The Quantum Cold War: Why Nations are Racing to Build the First Crypto-Breaker

The Dawn of the Post-Quantum Era

In 2026, the tech landscape is no longer debating if quantum computing will change the world, but rather who will cross the finish line first. What was once dubbed 'Q-Day'—the hypothetical moment a quantum computer can crack standard RSA encryption—has moved from a distant 2030s projection into the immediate strategic window. This shift has ignited a 'Quantum Cold War,' a silent but incredibly high-stakes competition between global superpowers to build the first functional crypto-breaker.

The 'Harvest Now, Decrypt Later' Threat

Why is there such urgency today, even before a full-scale fault-tolerant quantum computer is publicly operational? The answer lies in a strategy known as 'Harvest Now, Decrypt Later' (HNDL). For years, adversarial nation-states have been intercepting and storing massive amounts of encrypted diplomatic, military, and corporate data. While they cannot read it today, the first nation to achieve a cryptographically relevant quantum computer (CRQC) will gain an instantaneous 'retrospective window' into a decade's worth of global secrets.

Geopolitical Fault Lines

The race is primarily being fought between three major blocs:

• The United States: Following the 2025 Quantum Initiative Extension Act, the U.S. has pivoted from pure research toward the rapid deployment of the NIST-standardized Post-Quantum Cryptography (PQC) across all federal agencies.
• China: With massive investments in quantum satellite communications and the completion of the 2025 Beijing-Shanghai quantum backbone, China is focusing equally on 'unhackable' communication and breaking Western standards.
• The European Union: Through the 'Quantum Flagship' program, Europe is positioning itself as the leader in quantum sensing and sovereign hardware, attempting to maintain strategic autonomy in a bifurcated world.

The Technical Threshold

The target is Shor’s Algorithm. To break a 2048-bit RSA key, a quantum computer requires millions of physical qubits to account for error correction. However, recent breakthroughs in 2025 regarding 'logical qubits' and topological error correction have drastically reduced the predicted hardware requirements. We are no longer looking for a warehouse-sized machine; the industry is moving toward modular, networked quantum processors that could reach the necessary threshold sooner than classical experts ever anticipated.

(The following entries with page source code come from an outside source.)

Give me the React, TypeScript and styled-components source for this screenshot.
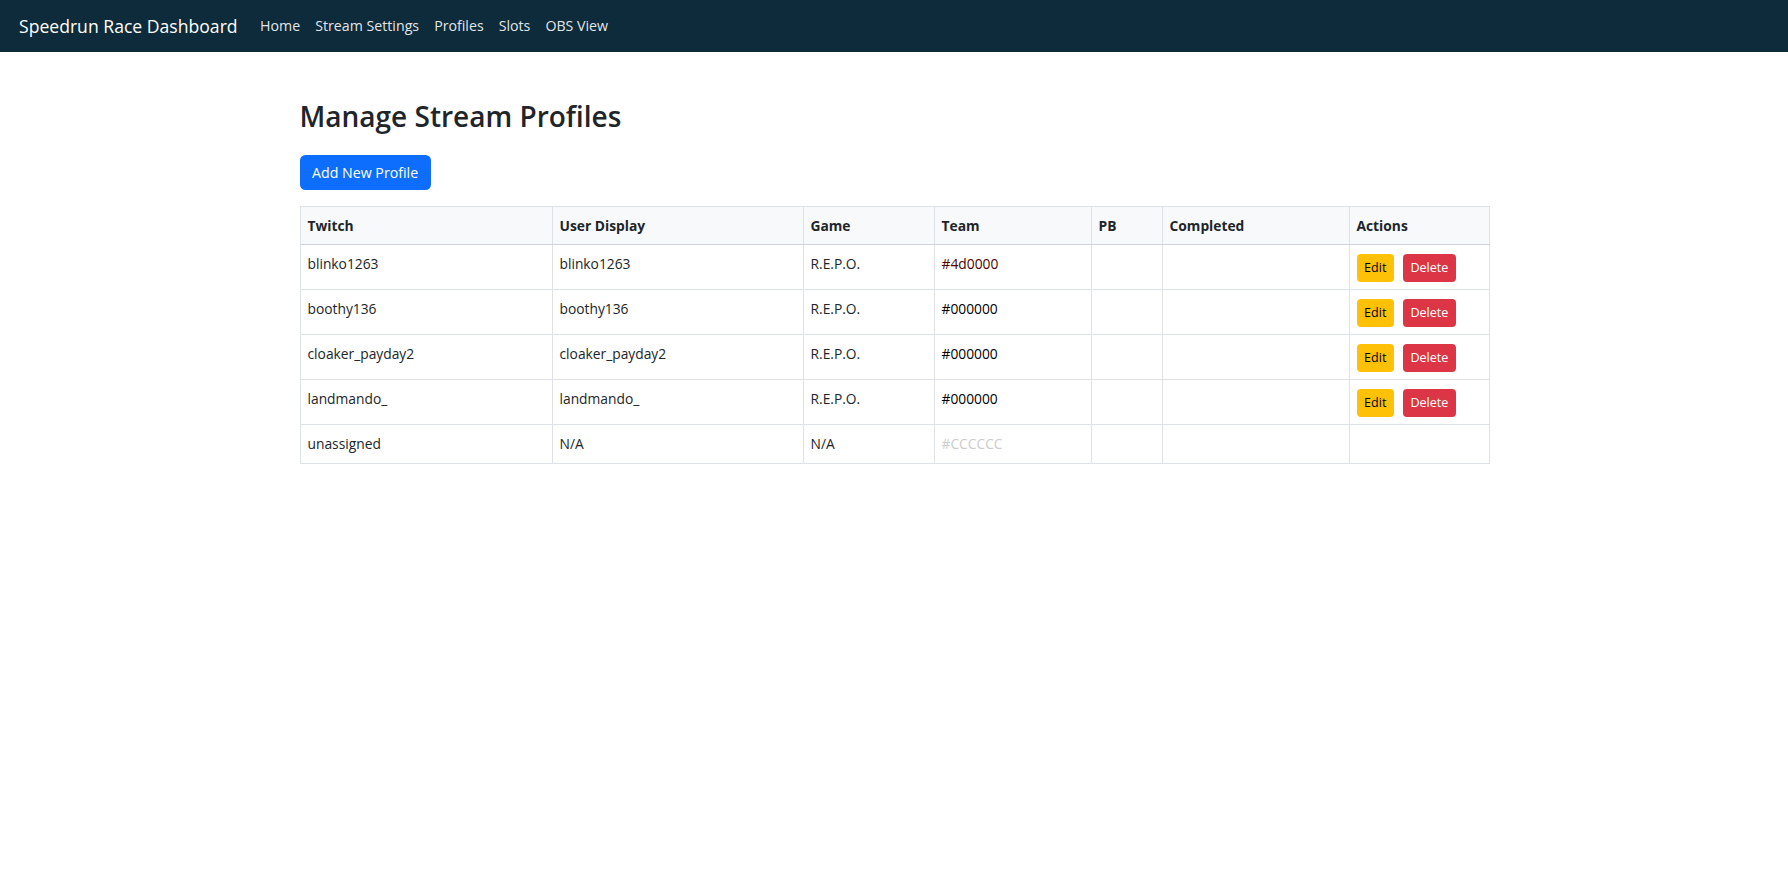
import styled, { createGlobalStyle } from "styled-components";

type Profile = {
  twitch: string;
  display: string;
  game: string;
  team: string;
  pb: string;
  completed: string;
  editable: boolean;
};

const profiles: Profile[] = [
  { twitch: "blinko1263", display: "blinko1263", game: "R.E.P.O.", team: "#4d0000", pb: "", completed: "", editable: true },
  { twitch: "boothy136", display: "boothy136", game: "R.E.P.O.", team: "#000000", pb: "", completed: "", editable: true },
  { twitch: "cloaker_payday2", display: "cloaker_payday2", game: "R.E.P.O.", team: "#000000", pb: "", completed: "", editable: true },
  { twitch: "landmando_", display: "landmando_", game: "R.E.P.O.", team: "#000000", pb: "", completed: "", editable: true },
  { twitch: "unassigned", display: "N/A", game: "N/A", team: "#CCCCCC", pb: "", completed: "", editable: false },
];

const columns = [
  { label: "Twitch", width: 252 },
  { label: "User Display", width: 251 },
  { label: "Game", width: 131 },
  { label: "Team", width: 157 },
  { label: "PB", width: 71 },
  { label: "Completed", width: 187 },
  { label: "Actions", width: 140 },
];

const navLinks = ["Home", "Stream Settings", "Profiles", "Slots", "OBS View"];

export default function App() {
  return (
    <>
      <GlobalStyle />
      <NavBar>
        <Brand href="#">Speedrun Race Dashboard</Brand>
        <NavList>
          {navLinks.map((link) => (
            <NavLink key={link} href="#">
              {link}
            </NavLink>
          ))}
        </NavList>
      </NavBar>
      <Container>
        <PageTitle>Manage Stream Profiles</PageTitle>
        <PrimaryButton>Add New Profile</PrimaryButton>
        <Table>
          <colgroup>
            {columns.map((col) => (
              <col key={col.label} style={{ width: col.width }} />
            ))}
          </colgroup>
          <thead>
            <tr>
              {columns.map((col) => (
                <HeadCell key={col.label}>{col.label}</HeadCell>
              ))}
            </tr>
          </thead>
          <tbody>
            {profiles.map((p) => (
              <tr key={p.twitch}>
                <Cell>{p.twitch}</Cell>
                <Cell>{p.display}</Cell>
                <Cell>{p.game}</Cell>
                <Cell style={{ color: p.team }}>{p.team}</Cell>
                <Cell>{p.pb}</Cell>
                <Cell>{p.completed}</Cell>
                <Cell>
                  {p.editable && (
                    <Actions>
                      <SmallButton $variant="warning">Edit</SmallButton>
                      <SmallButton $variant="danger">Delete</SmallButton>
                    </Actions>
                  )}
                </Cell>
              </tr>
            ))}
          </tbody>
        </Table>
      </Container>
    </>
  );
}

const GlobalStyle = createGlobalStyle`
  * {
    box-sizing: border-box;
  }
  body {
    margin: 0;
    background: #ffffff;
    color: #212529;
    font-family: "Open Sans", "Noto Sans", sans-serif;
    font-size: 13.8px;
    line-height: 22px;
  }
`;

const NavBar = styled.nav`
  display: flex;
  align-items: center;
  height: 52px;
  padding: 0 19px;
  background-color: #0e2b3b;
`;

const Brand = styled.a`
  margin-right: 15px;
  color: #ffffff;
  font-size: 17.6px;
  text-decoration: none;
  white-space: nowrap;
`;

const NavList = styled.div`
  display: flex;
  align-items: center;
`;

const NavLink = styled.a`
  padding: 7px 7.5px;
  color: rgba(255, 255, 255, 0.9);
  font-size: 14.2px;
  text-decoration: none;
`;

const Container = styled.main`
  width: 1189px;
  margin: 0 auto;
  padding-top: 48px;
`;

const PageTitle = styled.h2`
  margin: 0 0 21px;
  font-size: 28px;
  font-weight: 600;
  line-height: 1.2;
`;

const PrimaryButton = styled.button`
  display: inline-block;
  height: 35px;
  padding: 0 12.5px;
  border: none;
  border-radius: 5.5px;
  background-color: #0d6efd;
  color: #ffffff;
  font-family: inherit;
  font-size: 14.2px;
  cursor: pointer;
`;

const Table = styled.table`
  width: 100%;
  margin-top: 16px;
  border-collapse: collapse;
  table-layout: fixed;
  border: 1px solid #dee2e6;
`;

const HeadCell = styled.th`
  padding: 8px 7px 7px;
  border: 1px solid #dee2e6;
  border-bottom-color: #cfd3d7;
  background-color: #f8f9fa;
  font-weight: 700;
  text-align: left;
  vertical-align: top;
`;

const Cell = styled.td`
  height: 44px;
  padding: 8px 7px 7px;
  border: 1px solid #dee2e6;
  vertical-align: top;
  tr:last-child & {
    height: 39px;
  }
`;

const Actions = styled.div`
  display: flex;
  gap: 9px;
  padding-top: 1px;
`;

const SmallButton = styled.button<{ $variant: "warning" | "danger" }>`
  height: 28px;
  padding: 0 7.5px;
  border: none;
  border-radius: 4px;
  background-color: ${(p) => (p.$variant === "warning" ? "#ffc107" : "#dc3545")};
  color: ${(p) => (p.$variant === "warning" ? "#000000" : "#ffffff")};
  font-family: inherit;
  font-size: 12.6px;
  cursor: pointer;
`;
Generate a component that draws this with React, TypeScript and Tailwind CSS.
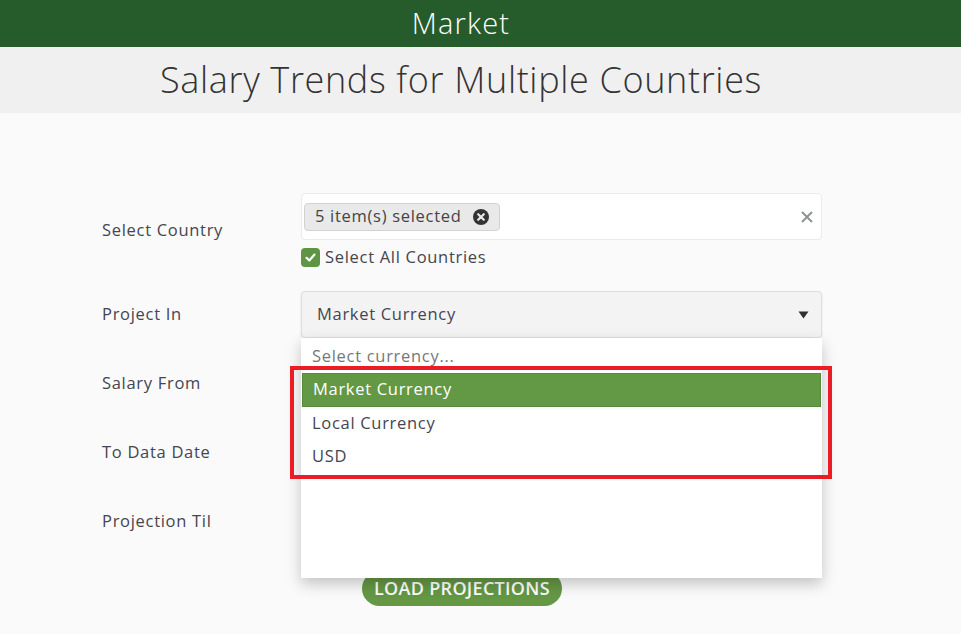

The Defense: A Race Against Time

As the 'crypto-breaker' looms, the global financial system is in a frantic state of migration. In late 2025, the major central banks began the 'Great Transition' to lattice-based cryptographic algorithms. The fear is not just that secrets will be leaked, but that the fundamental trust in digital signatures—which govern everything from legal contracts to software updates—will vanish overnight if an adversary reaches the finish line first.

Conclusion: The Ultimate Strategic Advantage

The first nation to build a crypto-breaker won't just hold a key to the past; they will hold a weapon that can paralyze an opponent’s modern infrastructure. In 2026, the Quantum Cold War isn't about physics—it's about the ultimate strategic advantage in an information-driven age. The winner won't just lead the next industrial revolution; they will dictate the terms of global security for the rest of the century.